▶ [Available data]

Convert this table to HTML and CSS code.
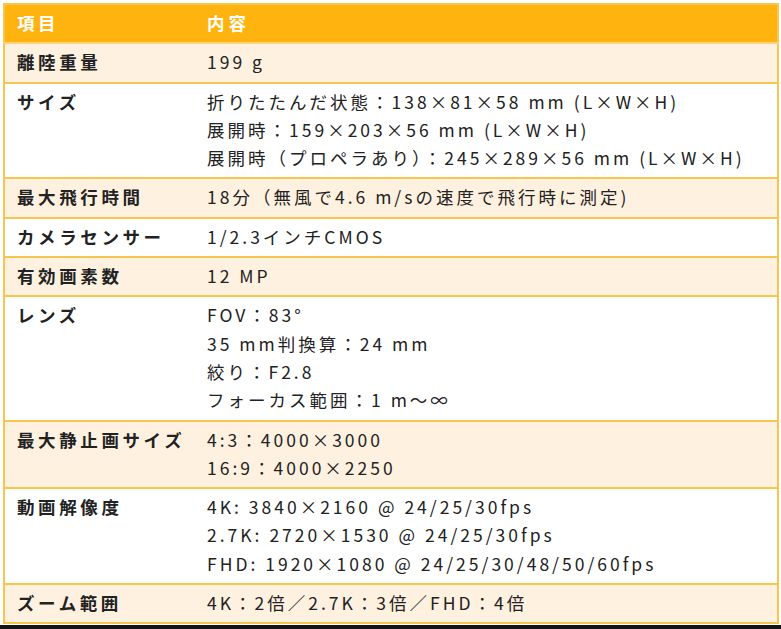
FILE: index.html
```html
<!DOCTYPE html>
<html lang="ja">
<head>
<meta charset="utf-8">
<title>仕様</title>
<link rel="stylesheet" href="styles.css">
</head>
<body>
<table class="spec">
  <thead>
    <tr><th class="label">項目</th><th>内容</th></tr>
  </thead>
  <tbody>
    <tr class="alt"><td class="label">離陸重量</td><td>199 g</td></tr>
    <tr><td class="label">サイズ</td><td>折りたたんだ状態：138×81×58 mm (L×W×H)<br>展開時：159×203×56 mm (L×W×H)<br>展開時（プロペラあり）：245×289×56 mm (L×W×H)</td></tr>
    <tr class="alt"><td class="label">最大飛行時間</td><td>18分（無風で4.6 m/sの速度で飛行時に測定)</td></tr>
    <tr><td class="label">カメラセンサー</td><td>1/2.3インチCMOS</td></tr>
    <tr class="alt"><td class="label">有効画素数</td><td>12 MP</td></tr>
    <tr><td class="label">レンズ</td><td>FOV：83°<br>35 mm判換算：24 mm<br>絞り：F2.8<br>フォーカス範囲：1 m～∞</td></tr>
    <tr class="alt"><td class="label">最大静止画サイズ</td><td>4:3：4000×3000<br>16:9：4000×2250</td></tr>
    <tr><td class="label">動画解像度</td><td>4K: 3840×2160 @ 24/25/30fps<br>2.7K: 2720×1530 @ 24/25/30fps<br>FHD: 1920×1080 @ 24/25/30/48/50/60fps</td></tr>
    <tr class="alt"><td class="label">ズーム範囲</td><td>4K：2倍／2.7K：3倍／FHD：4倍</td></tr>
  </tbody>
</table>
<div class="bottom-bar"></div>
</body>
</html>
```
FILE: styles.css
```css
html, body {
  margin: 0;
  padding: 0;
  background: #ffffff;
}
body {
  font-family: "Noto Sans CJK JP", "Noto Sans", sans-serif;
  font-size: 17.5px;
  color: #222222;
  padding: 3px 2px 0 3px;
}
.spec {
  width: 776px;
  border-collapse: collapse;
  border: 2px solid #f7c650;
}
.spec th,
.spec td {
  text-align: left;
  vertical-align: top;
  padding: 4px 6px 5px 12px;
  line-height: 28.3px;
  letter-spacing: 3px;
  border-bottom: 2px solid #f7c650;
}
.spec th {
  background: #ffb30f;
  color: #ffffff;
  font-weight: 700;
  letter-spacing: 4px;
  border-bottom: 2px solid #fbd27a;
}
.spec .label {
  width: 172px;
  font-weight: 700;
  letter-spacing: 3.6px;
}
.spec tr.alt td {
  background: #fef1e0;
}
.bottom-bar {
  margin: 1px 0 0 -3px;
  width: 781px;
  height: 6px;
  background: #141414;
}
```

▶ [Exercise description]
Copy out each line of the listing that holds "table".

▶ [Worked answer]
Convert this table to HTML and CSS code.
<table class="spec">
</table>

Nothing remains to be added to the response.